There are signs that credit quality could weaken, though certainly no one is predicting an imminent financial collapse. For instance, the Federal Reserve Bank of New York said in a report on household debt earlier this year that credit card delinquencies increased “notably.” The percent of credit card balances that were at least 90 days late rose to 7.55% in the fourth quarter from 7.14% a year earlier, according to the report.

Winick said an uptick in credit card delinquencies can be an early indicator of wider problems to come. Generally, business customers have more resources to keep their loans current when trouble starts to brew.

Interest rate hikes may also put pressure on certain commercial customers, especially in the commercial real estate portfolio. For instance, multifamily housing has been overbuilt in some cities, meaning that supply has out stripped demand. Owners of these buildings could have problems increasing rents as a result. That may become a problem as their loans come due and they get new financing at higher interest rates, Winick said.

Owners of retail properties in some areas may also struggle to raise rents on tenants either because of long-term leases or because the market won’t support such hikes, Winick said. Retail is also facing pressure from broader changes in consumer behavior as more people shop online.

“The 900-pound gorilla is Amazon,” said Lynn David, CEO of Community Bank Consulting Services. “What it is doing to retail is phenomenal. It has to be a concern to everyone. I don’t care if it is paper towels. You can now order it online from Amazon and get them shipped for free.”

To be sure, there have been banks in recent months that have looked to sell loans, both performing ones and problem credits. Substandard loans that banks consider selling may still be performing, but there could be other concerns, such as a covenant being breached.

A bank may decide to unload good loans if they are concerned about concentration levels, are looking to exit a certain business line or decide they could redeploy the funds into a higher-yielding asset.

PacWest Bancorp in Beverly Hills, Calif., announced in December that it would sell cash flow loans worth roughly $1.5 billion as it looked to wind down its commercial lending origination operations related to healthcare, technology and general purposes. PacWest President and CEO Matt Wagner said in the release that the $25 billion-asset company made the decision “for both cyclical and competitive reasons.”

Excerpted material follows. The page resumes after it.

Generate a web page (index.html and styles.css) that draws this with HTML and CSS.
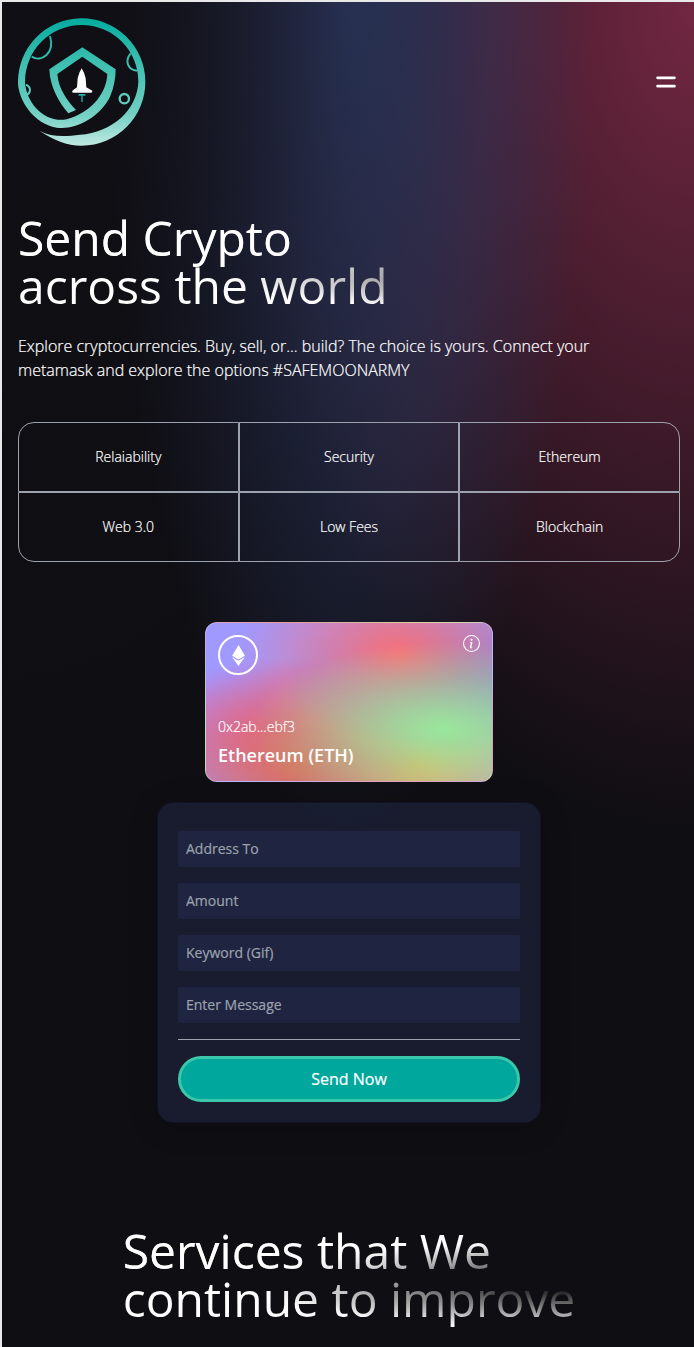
FILE: index.html
```html
<!DOCTYPE html>
<html lang="en">
<head>
    <meta charset="UTF-8">
    <meta name="viewport" content="width=device-width, initial-scale=1.0">
    <title>Send Crypto</title>
    <link rel="stylesheet" href="styles.css">
</head>
<body>
    <div class="page">
        <div class="welcome-bg">
            <nav class="navbar">
                <svg class="logo" viewBox="54 54 384 384" aria-label="SafeMoon">
                    <defs>
                        <linearGradient id="logoGrad" gradientUnits="userSpaceOnUse" x1="0" y1="54" x2="0" y2="437">
                            <stop offset="0" stop-color="#05ab9f"/>
                            <stop offset="0.35" stop-color="#3dbfb0"/>
                            <stop offset="0.75" stop-color="#72d0c3"/>
                            <stop offset="1" stop-color="#c0e8e1"/>
                        </linearGradient>
                    </defs>
                    <!-- ring, tail and shield are one spiral shape -->
                    <path fill="url(#logoGrad)" d="M118 392 C160 420 200 437 245 437 A191 191 0 1 0 54 250 C56 300 100 372 170 383 C230 390 300 350 330 290 C342 262 347 235 347 208 L247 142 L148 208 C150 260 175 305 205 340 L228 330 C200 300 175 265 172 222 L247 170 L322 222 C320 275 280 335 200 358 C135 370 78 310 75 245 A170 170 0 1 1 415 245 C412 330 335 398 240 404 C195 410 155 412 118 392 Z"/>
                    <g fill="none" stroke="url(#logoGrad)" stroke-width="6">
                        <path d="M95 170 C125 188 165 160 150 108"/>
                        <path d="M392 160 C372 185 385 210 412 212"/>
                        <path d="M78 254 C95 262 92 278 80 286"/>
                        <circle cx="373" cy="296" r="14" stroke-width="7"/>
                    </g>
                    <path fill="#fff" d="M245 205 L252 218 L257 235 L259 262 L277 272 Q278 278 272 278 L220 278 Q215 278 217 272 L231 262 L233 235 L238 218 Z"/>
                    <path fill="#1fb5a8" d="M236 282 H256 V287 H248 V306 H244 V287 H236 Z"/>
                </svg>
                <svg class="menu-icon" viewBox="0 0 20 20" fill="#fff">
                    <path fill-rule="evenodd" clip-rule="evenodd" d="M3 7a1 1 0 011-1h12a1 1 0 110 2H4a1 1 0 01-1-1zM3 13a1 1 0 011-1h12a1 1 0 110 2H4a1 1 0 01-1-1z"/>
                </svg>
            </nav>

            <section class="welcome">
                <h1 class="title text-gradient">Send Crypto <br> across the world</h1>
                <p class="intro">Explore cryptocurrencies. Buy, sell, or... build? The choice is yours. Connect your metamask and explore the options #SAFEMOONARMY</p>

                <div class="features">
                    <div class="feature corner-tl">Relaiability</div>
                    <div class="feature">Security</div>
                    <div class="feature corner-tr">Ethereum</div>
                    <div class="feature corner-bl">Web 3.0</div>
                    <div class="feature">Low Fees</div>
                    <div class="feature corner-br">Blockchain</div>
                </div>

                <div class="send-column">
                    <div class="eth-card">
                        <div class="card-top">
                            <div class="eth-circle">
                                <svg class="eth-icon" viewBox="0 0 24 24" fill="#fff">
                                    <path d="M11.944 17.97L4.58 13.62 11.943 24l7.37-10.38-7.372 4.35h.003zM12.056 0L4.69 12.223l7.365 4.354 7.365-4.35L12.056 0z"/>
                                </svg>
                            </div>
                            <svg class="info-icon" viewBox="0 0 16 16" fill="#fff">
                                <path d="M8 15A7 7 0 1 1 8 1a7 7 0 0 1 0 14zm0 1A8 8 0 1 0 8 0a8 8 0 0 0 0 16z"/>
                                <path d="m8.93 6.588-2.29.287-.082.38.45.083c.294.07.352.176.288.469l-.738 3.468c-.194.897.105 1.319.808 1.319.545 0 1.178-.252 1.465-.598l.088-.416c-.2.176-.492.246-.686.246-.275 0-.375-.193-.304-.533L8.93 6.588zM9 4.5a1 1 0 1 1-2 0 1 1 0 0 1 2 0z"/>
                            </svg>
                        </div>
                        <p class="card-address">0x2ab...ebf3</p>
                        <p class="card-name">Ethereum (ETH)</p>
                    </div>

                    <form class="send-form">
                        <input type="text" placeholder="Address To">
                        <input type="number" placeholder="Amount">
                        <input type="text" placeholder="Keyword (Gif)">
                        <input type="text" placeholder="Enter Message">
                        <div class="divider"></div>
                        <button type="button">Send Now</button>
                    </form>
                </div>
            </section>
        </div>

        <section class="services">
            <h1 class="title text-gradient">Services that We <br> continue to improve</h1>
        </section>
    </div>
</body>
</html>
```

FILE: styles.css
```css
* {
    box-sizing: border-box;
}
html, body {
    margin: 0;
    height: 100%;
    overflow: hidden;
}
body {
    background-color: #e9e9e9;
    padding: 2px 0 0 2px;
    font-family: "Open Sans", "Liberation Sans", sans-serif;
    color: #fff;
}
.page {
    height: 100%;
    overflow: hidden;
    background-color: #0f0e13;
}
.welcome-bg {
    background-color: #0f0e13;
    background-image:
        radial-gradient(at 0% 0%, hsla(253, 16%, 7%, 1) 0, transparent 50%),
        radial-gradient(at 50% 0%, hsla(225, 39%, 30%, 1) 0, transparent 50%),
        radial-gradient(at 100% 0%, hsla(339, 49%, 30%, 1) 0, transparent 50%);
}
.navbar {
    display: flex;
    justify-content: space-between;
    align-items: center;
    padding: 16px 14px 16px 16px;
}
.logo {
    width: 128px;
    height: 128px;
}
.menu-icon {
    width: 28px;
    height: 28px;
}
.welcome {
    display: flex;
    flex-direction: column;
    align-items: flex-start;
    padding: 48px 14px 48px 16px;
}
.title {
    margin: 0;
    padding: 4px 0;
    font-size: 48px;
    line-height: 48px;
    font-weight: 400;
}
.welcome .title {
    align-self: stretch;
}
.text-gradient {
    background-color: #fff;
    background-image:
        radial-gradient(at 4% 36%, hsla(0, 0%, 100%, 1) 0, transparent 53%),
        radial-gradient(at 100% 60%, rgb(0, 0, 0) 0, transparent 50%);
    -webkit-background-clip: text;
    background-clip: text;
    -webkit-text-fill-color: transparent;
}
.intro {
    width: 91.666%;
    margin: 20px 0 0;
    font-size: 16px;
    line-height: 24px;
    font-weight: 300;
    -webkit-text-stroke: 0.2px #fff;
}
.features {
    display: grid;
    grid-template-columns: repeat(3, 1fr);
    width: 100%;
    margin-top: 40px;
}
.feature {
    display: flex;
    justify-content: center;
    align-items: center;
    min-height: 70px;
    padding: 0 8px 2px;
    border: 1px solid #9ca3af;
    font-size: 14px;
    font-weight: 300;
    -webkit-text-stroke: 0.2px #fff;
}
.corner-tl {
    border-top-left-radius: 16px;
}
.corner-tr {
    border-top-right-radius: 16px;
}
.corner-bl {
    border-bottom-left-radius: 16px;
}
.corner-br {
    border-bottom-right-radius: 16px;
}
.send-column {
    display: flex;
    flex-direction: column;
    align-items: center;
    width: 100%;
    margin-top: 40px;
}
.eth-card {
    display: flex;
    flex-direction: column;
    justify-content: flex-end;
    width: 288px;
    height: 160px;
    margin: 20px 0;
    padding: 12px;
    border: 1px solid rgba(255, 255, 255, 0.3);
    border-radius: 12px;
    background-color: #a099ff;
    background-image:
        radial-gradient(at 83% 67%, rgb(152, 231, 156) 0, transparent 58%),
        radial-gradient(at 67% 20%, hsla(357, 94%, 71%, 1) 0, transparent 59%),
        radial-gradient(at 88% 35%, hsla(222, 81%, 65%, 1) 0, transparent 50%),
        radial-gradient(at 31% 91%, hsla(9, 61%, 61%, 1) 0, transparent 52%),
        radial-gradient(at 27% 71%, hsla(336, 91%, 65%, 1) 0, transparent 49%),
        radial-gradient(at 74% 89%, hsla(30, 98%, 65%, 1) 0, transparent 51%),
        radial-gradient(at 53% 75%, hsla(174, 94%, 68%, 1) 0, transparent 45%);
}
.card-top {
    display: flex;
    justify-content: space-between;
    align-items: flex-start;
    flex: 1;
}
.eth-circle {
    display: flex;
    justify-content: center;
    align-items: center;
    width: 40px;
    height: 40px;
    border: 2px solid #fff;
    border-radius: 50%;
}
.eth-icon {
    width: 21px;
    height: 21px;
}
.info-icon {
    width: 17px;
    height: 17px;
}
.card-address {
    margin: 0;
    font-size: 14px;
    line-height: 20px;
    font-weight: 300;
    -webkit-text-stroke: 0.2px #fff;
}
.card-name {
    margin: 4px 0 0;
    font-size: 18px;
    line-height: 28px;
    font-weight: 600;
}
.send-form {
    display: flex;
    flex-direction: column;
    width: 384px;
    padding: 20px;
    border: 1px solid rgba(0, 0, 0, 0.3);
    border-radius: 16px;
    background: rgb(39 51 89 / 40%);
    box-shadow: 0 4px 30px rgba(0, 0, 0, 0.2);
}
.send-form input {
    width: 100%;
    height: 36px;
    margin: 8px 0;
    padding: 7px 8px 9px;
    border: none;
    border-radius: 2px;
    outline: none;
    background: rgb(39 51 89 / 40%);
    color: #fff;
    font-family: inherit;
    font-size: 14px;
}
.send-form input::placeholder {
    color: #9ca3af;
    -webkit-text-stroke: 0.2px #9ca3af;
}
.divider {
    width: 100%;
    height: 1px;
    margin: 8px 0;
    background-color: #9ca3af;
}
.send-form button {
    width: 100%;
    height: 46px;
    margin-top: 8px;
    border: 3px solid #3bc7a9;
    border-radius: 999px;
    background-color: #00a79d;
    color: #fff;
    font-family: inherit;
    font-size: 16px;
    -webkit-text-stroke: 0.2px #fff;
    cursor: pointer;
}
.services {
    display: flex;
    flex-direction: column;
    align-items: center;
    padding: 52px 14px 0 16px;
}
```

Other banks looked to pare back their exposure in energy after oil prices tumbled.

Still, many banks are deciding to hold onto credits, even ones that are in danger of becoming distressed. This lack of supply could be helping to drive up pricing for the loans that do become available, said Kip Weissman, a partner at Luse Gorman.

“We are at the top of a credit cycle and that means there’s less of a supply,” Weissman said. “More loans are performing, and it is a countercyclical industry.”

Michael Britvan, a managing director in loan sale and asset sale group at Mission Capital Advisors, has observed banks are currently less willing to sell loans at a loss, likely due to the potential impact on earnings. This decision seems counterintuitive as the market is awash in liquidity, resulting in the narrowest bid-ask spread in recent history, he said.

”Performing, subperforming or nonperforming debt is in vogue,” he said. “We have been in an extended bull market run, therefore investors are targeting fixed-income investment, targeting assets they view to be slightly less risky and less correlated with the broader market.”

Matthew Howe, vice president of special assets at Lakeside Bank in Chicago, said he has seen better pricing on stressed commercial loans than in recent years. He said the bank is seeing bids between 85% to 90% of a loan’s outstanding balance, compared with offers in the low 80s just a few years ago.

Even though the $1.6 billion-asset Lakeside is not suffering from the credit problems that plagued the industry after the recession, management still tries to be proactive in managing its loan portfolio. That means even in a strong economy sometimes the bank offloads distressed credits.

Howe says one reason driving buyers’ interest in distressed assets is that foreclosures are moving faster through the court system. That can eliminate some of the uncertainty for potential buyers of troubled commercial real estate loans.

“It has been aggressive,” Howe said. “There is an appetite in the marketplace for distressed and for performing loans.”